Method 1: Compress the video (free, quality cost)

A tool like HandBrake (free, open source) can shrink a video dramatically: drop the resolution from 4K to 1080p or 720p, and a 100 MB clip can land under 20 MB. It works for short clips, but you pay in quality, it takes time per video, and for anything over a couple of minutes you will still miss the email cap. Good as a one-off trick, annoying as a habit.

Method 2: Google Drive or Dropbox (free, permission traps)

Upload to a cloud drive and email the share link. Storage is generous and it is free. The catches: your recipient often hits a "request access" wall because sharing defaulted to restricted, playback happens inside a drive UI wrapped in folders and sign-in prompts, and the link exposes your account identity. It works, but it feels like homework on both ends.

Method 3: WeTransfer-style transfer (free, then it vanishes)

Transfer services accept big files (2 GB free on WeTransfer) and email the recipient a download link. Two things to know: the link expires in about a week, and the recipient has to download the whole file before they can watch anything, usually past a download page with ads. Fine for a one-off handoff of raw footage. Wrong for anything you will share more than once: an expired transfer link is the classic "can you resend it?" generator.

Method 4: YouTube unlisted (free, public-ish)

Uploading as "unlisted" gets you a streamable link with no size worry. But your video now lives on YouTube: processing delays, compression, recommendations and ads around it, and a link anyone can forward into the algorithm's hands. For a client demo, a property walkthrough, or anything business-flavored, it rarely feels right.

Method 5: Mail Drop (Apple only, 30 days)

If you use Apple Mail, Mail Drop quietly swaps big attachments for an iCloud link, up to 5 GB. It only helps senders inside Apple's ecosystem, the link dies after 30 days, and the recipient downloads the file rather than streaming it. A decent invisible fallback, not a tool you can rely on across devices.

Method 6: A video link that plays in the browser

This is the method built for sharing rather than transferring. Upload the video to a link tool like Link in Seconds and you get one short URL. The person you send it to presses play in their browser, on any device, with no account, no download, and no app:

  1. Upload an MP4, WebM, or MOV on the video to link page. You get a clean URL like linkinseconds.com/p/demo-video.
  2. Paste that link into your email. It is a few characters, so no size limit applies.
  3. They click, it plays. You can see the view count from your dashboard.
  • ✅ Plays in the browser with a normal player, no download step
  • ✅ The link keeps working: no 7-day transfer expiry, and no bandwidth meter that takes the video down if lots of people watch it
  • ✅ View tracking included, plus a QR code for anything printed
  • ✅ Replace the video later (new cut, same link)
  • ⚠️ Honest limit: the free plan covers clips up to 5 MB; bigger videos up to 200 MB need the Pro plan. For one-off transfers of huge raw footage, use Method 3 instead.

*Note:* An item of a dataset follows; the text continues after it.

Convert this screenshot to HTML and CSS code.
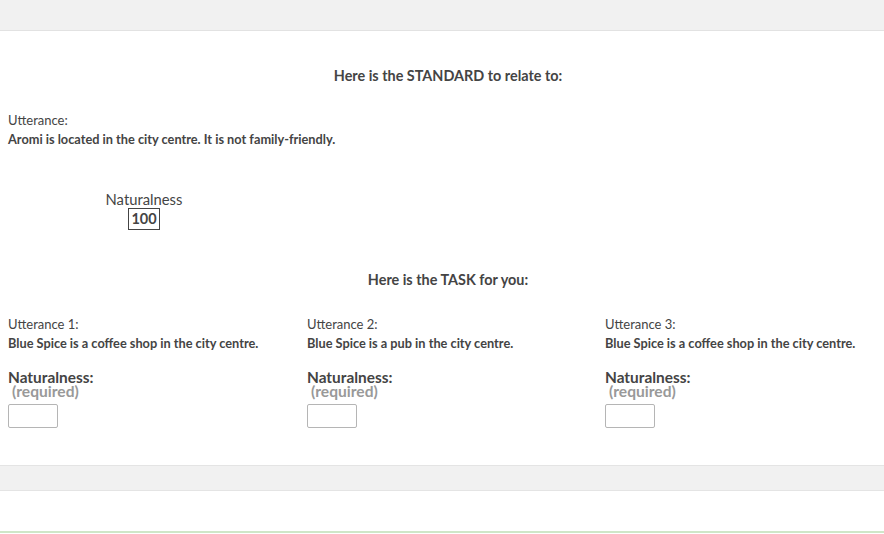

Which method should you use?

  • Client demo, screen recording, or walkthrough: a browser video link. No friction for the client, and the view count tells you it was watched. (See proposal tracking for the same idea applied to documents.)
  • One-off transfer of raw footage to an editor: WeTransfer or a cloud drive. They need the actual file, and the link dying later does not matter.
  • Public content you want discovered: YouTube. That is what it is for.
  • Quick clip to a friend: compress it, or just send it in a chat app instead of email.

The short version: email is the wrong container for video. Send a link, and pick the link that matches how the video will be watched. If it is going to be watched rather than stored, a browser video link is the one that never makes your recipient work for it.